Amazon Updates Dash Carts as Self-Service Gets a Facelift

At the start of the pandemic, grocers could stay ahead of consumers’ self-service expectations by having a self-checkout kiosk. Today, however, the emergence of new technologies and the popularization of checkout methods that used to be on the fringe have upped the ante. Now, grocers need not only to put control of the shopping journey in the hands of consumers but also to make the experience as frictionless as possible.

On Monday (July 11), Amazon announced an update to its Dash Cart smart shopping carts that includes doubling the carts’ capacity and allowing for parking lot unloading. The new cart will soon go live at the Whole Foods Market store in Westford, Massachusetts, with “a few additional” Whole Foods locations and “many” Amazon Fresh stores across the country to follow.

Related news: Amazon Dash Cart Lets Grocery Shoppers Skip Checkout

In addition to other hardware changes to the technology, the new cart includes images of fresh produce and other products on the display screen and more accurate geo-locating features to show information and promotional offers related to nearby items.

“As many of our customers return to their in-store grocery shopping routines, it’s exciting to introduce new and unique ways for them to shop our stores,” Leandro Balbinot, chief technology officer for Whole Foods Market, said in a statement. “We’re thrilled that the newest version of Dash Cart will debut in our Westford store and can’t wait to hear the feedback from our customers there.”

Smart carts can unlock various helpful data points for grocers about how consumers move through stores and interact with items. In fact, Amazon is already monetizing these insights. In late June, the company announced the launch of its new Store Analytics service, selling data to brands from its Just Walk Out frictionless checkout and its Dash Carts about “how their products are discovered, considered and purchased.”

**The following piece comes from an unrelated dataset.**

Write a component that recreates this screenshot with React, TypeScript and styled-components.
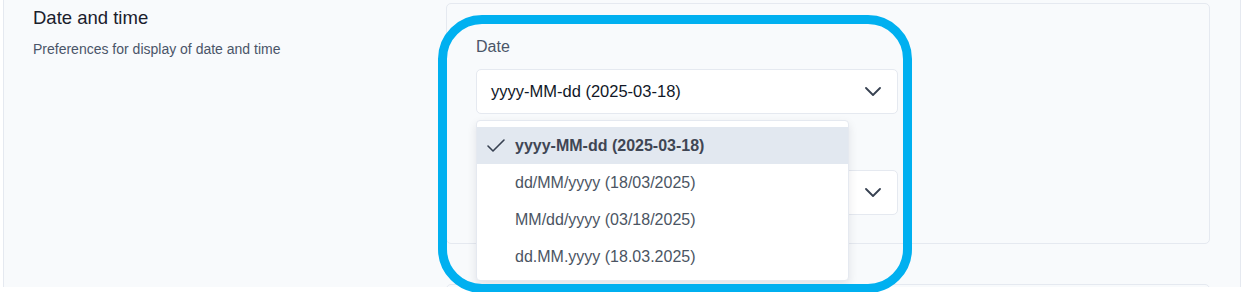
import * as React from 'react';
import styled, { createGlobalStyle } from 'styled-components';

const GlobalStyle = createGlobalStyle`
  html, body {
    margin: 0;
    padding: 0;
    background: #ffffff;
    font-family: "Liberation Sans", Arial, sans-serif;
  }
`;

const Frame = styled.div`
  position: relative;
  width: 1244px;
  height: 292px;
  overflow: hidden;
`;

const Page = styled.div`
  box-sizing: border-box;
  margin-left: 3px;
  width: 1238px;
  height: 287px;
  overflow: hidden;
  background: #f8fafc;
  border-left: 1px solid #e5e9f0;
  border-right: 1px solid #e5e9f0;
  padding: 3px 29px 0 29px;
`;

const Section = styled.section`
  display: grid;
  grid-template-columns: 413px 764px;
  align-items: start;
`;

const Intro = styled.div`
  display: flex;
  flex-direction: column;
  gap: 11px;
  padding-top: 4px;
`;

const Title = styled.h2`
  margin: 0;
  font-size: 18.5px;
  line-height: 22px;
  font-weight: normal;
  color: #1a202c;
`;

const Description = styled.p`
  margin: 0;
  font-size: 14px;
  line-height: 18px;
  color: #4a5568;
`;

const Cards = styled.div`
  display: flex;
  flex-direction: column;
  gap: 40px;
`;

const Card = styled.div<{ $height?: number }>`
  box-sizing: border-box;
  border: 1px solid #e5e9f0;
  border-radius: 5px;
  background: #f8fafc;
  padding: 33px 29px 28px 29px;
  min-height: ${(p) => (p.$height ? `${p.$height}px` : 'auto')};
`;

const Form = styled.div`
  width: 422px;
  display: flex;
  flex-direction: column;
  gap: 24px;
`;

const Field = styled.div`
  display: flex;
  flex-direction: column;
  gap: 12px;
`;

const Label = styled.label`
  font-size: 16px;
  line-height: 20px;
  color: #4a5568;
`;

// keeps the room of a label that the open menu covers
const LabelSlot = styled.div`
  height: 20px;
`;

const SelectWrap = styled.div`
  position: relative;
`;

const SelectBox = styled.div`
  box-sizing: border-box;
  height: 45px;
  display: flex;
  align-items: center;
  justify-content: space-between;
  padding: 0 16px 0 14px;
  background: #ffffff;
  border: 1px solid #e5e9f0;
  border-radius: 5px;
  font-size: 16.5px;
  color: #111827;
`;

const Menu = styled.ul`
  position: absolute;
  top: 51px;
  left: 0;
  z-index: 2;
  box-sizing: border-box;
  width: 373px;
  margin: 0;
  padding: 6px 0 5px;
  list-style: none;
  background: #ffffff;
  border: 1px solid #e5e9f0;
  border-radius: 4px;
  box-shadow: 0 4px 10px rgba(15, 23, 42, 0.1);
`;

const Option = styled.li<{ $selected?: boolean }>`
  position: relative;
  height: 37px;
  display: flex;
  align-items: center;
  padding-left: 38px;
  font-size: 16px;
  font-weight: ${(p) => (p.$selected ? 600 : 'normal')};
  color: ${(p) => (p.$selected ? '#3f4654' : '#4b5563')};
  background: ${(p) => (p.$selected ? '#e2e8f0' : 'transparent')};
`;

const CheckMark = styled.svg`
  position: absolute;
  left: 7px;
  top: 50%;
  margin-top: -12px;
`;

const Highlight = styled.div`
  position: absolute;
  left: 438px;
  top: 15px;
  width: 474px;
  height: 278px;
  box-sizing: border-box;
  border: 9px solid #00b0f0;
  border-radius: 44px;
  pointer-events: none;
  z-index: 5;
`;

function Chevron() {
  return (
    <svg width="16" height="9" viewBox="0 0 16 9" fill="none">
      <polyline
        points="1,1 8,8 15,1"
        stroke="#374151"
        strokeWidth="1.8"
        strokeLinecap="round"
        strokeLinejoin="round"
      />
    </svg>
  );
}

const dateFormats = [
  'yyyy-MM-dd (2025-03-18)',
  'dd/MM/yyyy (18/03/2025)',
  'MM/dd/yyyy (03/18/2025)',
  'dd.MM.yyyy (18.03.2025)',
];

export default function App() {
  const [selected] = React.useState(dateFormats[0]);

  return (
    <>
      <GlobalStyle />
      <Frame>
        <Page>
          <Section>
            <Intro>
              <Title>Date and time</Title>
              <Description>Preferences for display of date and time</Description>
            </Intro>
            <Cards>
              <Card>
                <Form>
                  <Field>
                    <Label>Date</Label>
                    <SelectWrap>
                      <SelectBox>
                        <span>{selected}</span>
                        <Chevron />
                      </SelectBox>
                      <Menu>
                        {dateFormats.map((f) => (
                          <Option key={f} $selected={f === selected}>
                            {f === selected && (
                              <CheckMark width="24" height="24" viewBox="0 0 24 24" fill="none">
                                <path
                                  d="M20 6 9 17l-5-5"
                                  stroke="#374151"
                                  strokeWidth="1.6"
                                  strokeLinecap="round"
                                  strokeLinejoin="round"
                                />
                              </CheckMark>
                            )}
                            {f}
                          </Option>
                        ))}
                      </Menu>
                    </SelectWrap>
                  </Field>
                  <Field>
                    <LabelSlot />
                    <SelectBox>
                      <span />
                      <Chevron />
                    </SelectBox>
                  </Field>
                </Form>
              </Card>
              <Card $height={120} />
            </Cards>
          </Section>
        </Page>
        <Highlight />
      </Frame>
    </>
  );
}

“This is what the next generation of the in-store journey should look like,” Raz Golan, CEO and co-founder of grocery store technology developer Shopic, told PYMNTS of the company’s smart cart devices in an interview last year. “All these data points are ones that we just couldn’t measure very well until today, and it opens a whole new world of data analytics.”

Related news: Smart Carts Bring Data Analytics Into Grocery Aisles

A range of leading grocers is trying out smart cart technology. In May, Albertsons Companies announced the expansion of its partnership with smart shopping cart creator Veeve to “a few dozen stores” across the United States, and Kroger has been testing out “KroGo” smart carts, created in partnership with Instacart-owned technology company Caper AI, since the start of last year.

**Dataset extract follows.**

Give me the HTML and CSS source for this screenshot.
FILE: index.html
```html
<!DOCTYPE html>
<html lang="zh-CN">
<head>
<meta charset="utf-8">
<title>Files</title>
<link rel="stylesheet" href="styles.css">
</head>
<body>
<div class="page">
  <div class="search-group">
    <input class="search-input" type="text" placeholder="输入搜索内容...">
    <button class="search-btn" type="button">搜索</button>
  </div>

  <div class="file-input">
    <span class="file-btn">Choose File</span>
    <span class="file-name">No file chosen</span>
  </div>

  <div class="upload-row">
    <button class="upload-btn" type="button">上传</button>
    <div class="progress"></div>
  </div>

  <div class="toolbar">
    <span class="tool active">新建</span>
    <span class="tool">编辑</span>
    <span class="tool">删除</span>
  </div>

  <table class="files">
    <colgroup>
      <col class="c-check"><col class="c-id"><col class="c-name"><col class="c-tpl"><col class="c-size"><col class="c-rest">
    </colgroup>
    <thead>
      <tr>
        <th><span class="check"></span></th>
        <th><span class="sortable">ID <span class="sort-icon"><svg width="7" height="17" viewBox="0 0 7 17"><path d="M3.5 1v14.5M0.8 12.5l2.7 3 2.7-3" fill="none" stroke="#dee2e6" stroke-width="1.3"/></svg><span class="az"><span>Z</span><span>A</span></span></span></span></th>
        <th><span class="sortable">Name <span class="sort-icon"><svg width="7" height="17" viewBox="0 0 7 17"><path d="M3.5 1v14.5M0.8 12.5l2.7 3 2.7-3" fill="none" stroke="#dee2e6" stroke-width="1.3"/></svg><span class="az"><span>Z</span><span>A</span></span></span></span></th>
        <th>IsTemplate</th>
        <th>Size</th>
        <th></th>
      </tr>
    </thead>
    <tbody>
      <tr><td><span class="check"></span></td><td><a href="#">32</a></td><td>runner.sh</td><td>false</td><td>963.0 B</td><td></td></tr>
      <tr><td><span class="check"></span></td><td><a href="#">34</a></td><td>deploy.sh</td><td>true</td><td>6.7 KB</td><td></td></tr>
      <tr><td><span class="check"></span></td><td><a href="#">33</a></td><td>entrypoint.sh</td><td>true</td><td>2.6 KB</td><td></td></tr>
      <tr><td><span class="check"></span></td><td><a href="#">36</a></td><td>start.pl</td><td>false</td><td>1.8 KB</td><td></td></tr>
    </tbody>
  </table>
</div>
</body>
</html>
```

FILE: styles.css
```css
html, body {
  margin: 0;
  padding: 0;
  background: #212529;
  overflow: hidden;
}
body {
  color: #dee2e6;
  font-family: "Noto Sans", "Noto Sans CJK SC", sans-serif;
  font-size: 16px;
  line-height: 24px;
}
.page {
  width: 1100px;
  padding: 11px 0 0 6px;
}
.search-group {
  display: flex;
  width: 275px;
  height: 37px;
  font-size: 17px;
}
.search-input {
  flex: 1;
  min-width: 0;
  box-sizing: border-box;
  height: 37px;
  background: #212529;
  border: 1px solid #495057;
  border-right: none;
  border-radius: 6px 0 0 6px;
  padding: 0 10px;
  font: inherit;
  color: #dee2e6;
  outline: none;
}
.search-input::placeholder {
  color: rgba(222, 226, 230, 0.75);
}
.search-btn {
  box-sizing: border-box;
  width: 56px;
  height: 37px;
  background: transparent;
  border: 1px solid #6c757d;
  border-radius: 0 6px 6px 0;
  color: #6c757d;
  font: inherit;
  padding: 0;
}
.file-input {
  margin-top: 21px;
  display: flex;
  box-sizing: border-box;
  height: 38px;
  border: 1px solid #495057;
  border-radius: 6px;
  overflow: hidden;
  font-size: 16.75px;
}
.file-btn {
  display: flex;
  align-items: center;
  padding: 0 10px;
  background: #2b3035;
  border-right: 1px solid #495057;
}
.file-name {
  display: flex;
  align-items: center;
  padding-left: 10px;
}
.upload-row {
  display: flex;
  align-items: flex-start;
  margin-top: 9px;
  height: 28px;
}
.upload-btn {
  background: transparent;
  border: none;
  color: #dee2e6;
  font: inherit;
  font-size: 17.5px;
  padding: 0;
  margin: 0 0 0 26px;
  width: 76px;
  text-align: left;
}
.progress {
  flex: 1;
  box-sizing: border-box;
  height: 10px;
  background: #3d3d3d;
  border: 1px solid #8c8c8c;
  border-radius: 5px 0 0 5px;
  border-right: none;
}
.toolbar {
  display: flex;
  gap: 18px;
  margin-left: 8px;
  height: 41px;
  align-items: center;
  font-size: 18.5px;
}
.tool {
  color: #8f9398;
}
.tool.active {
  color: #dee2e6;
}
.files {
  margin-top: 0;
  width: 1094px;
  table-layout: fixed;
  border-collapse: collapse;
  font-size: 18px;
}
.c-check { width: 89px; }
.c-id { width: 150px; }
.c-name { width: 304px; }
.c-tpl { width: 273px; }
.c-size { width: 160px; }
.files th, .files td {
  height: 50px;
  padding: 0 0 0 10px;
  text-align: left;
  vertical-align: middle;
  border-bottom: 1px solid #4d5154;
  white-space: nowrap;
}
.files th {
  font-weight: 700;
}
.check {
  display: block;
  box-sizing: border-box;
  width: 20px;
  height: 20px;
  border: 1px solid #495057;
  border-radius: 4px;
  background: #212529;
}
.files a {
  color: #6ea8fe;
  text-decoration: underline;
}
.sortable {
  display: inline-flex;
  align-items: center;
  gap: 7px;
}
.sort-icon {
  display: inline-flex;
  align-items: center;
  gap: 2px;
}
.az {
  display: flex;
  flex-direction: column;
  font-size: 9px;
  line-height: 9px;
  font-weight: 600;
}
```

Additionally, grocers and convenience stores worldwide have been testing out computer vision-powered frictionless checkout in the style of Amazon’s Just Walk Out, whereby consumers take items off the shelves and walk out of the store, having the items automatically charged to their accounts.

PYMNTS research from the 2021 study “Today’s Self-Service Shopping Journey: The New Retail Expectation,” created in collaboration with Toshiba, found that a third of grocery customers used self-checkout options for their most recent in-store purchases. Additionally, the report, for which PYMNTS surveyed over 2,000 U.S. consumers about their shopping behavior, also noted that two-thirds of these grocery shoppers opted for self-checkout because it was faster than checking out with a cashier. Half said they chose the option because there was no line for self-checkout.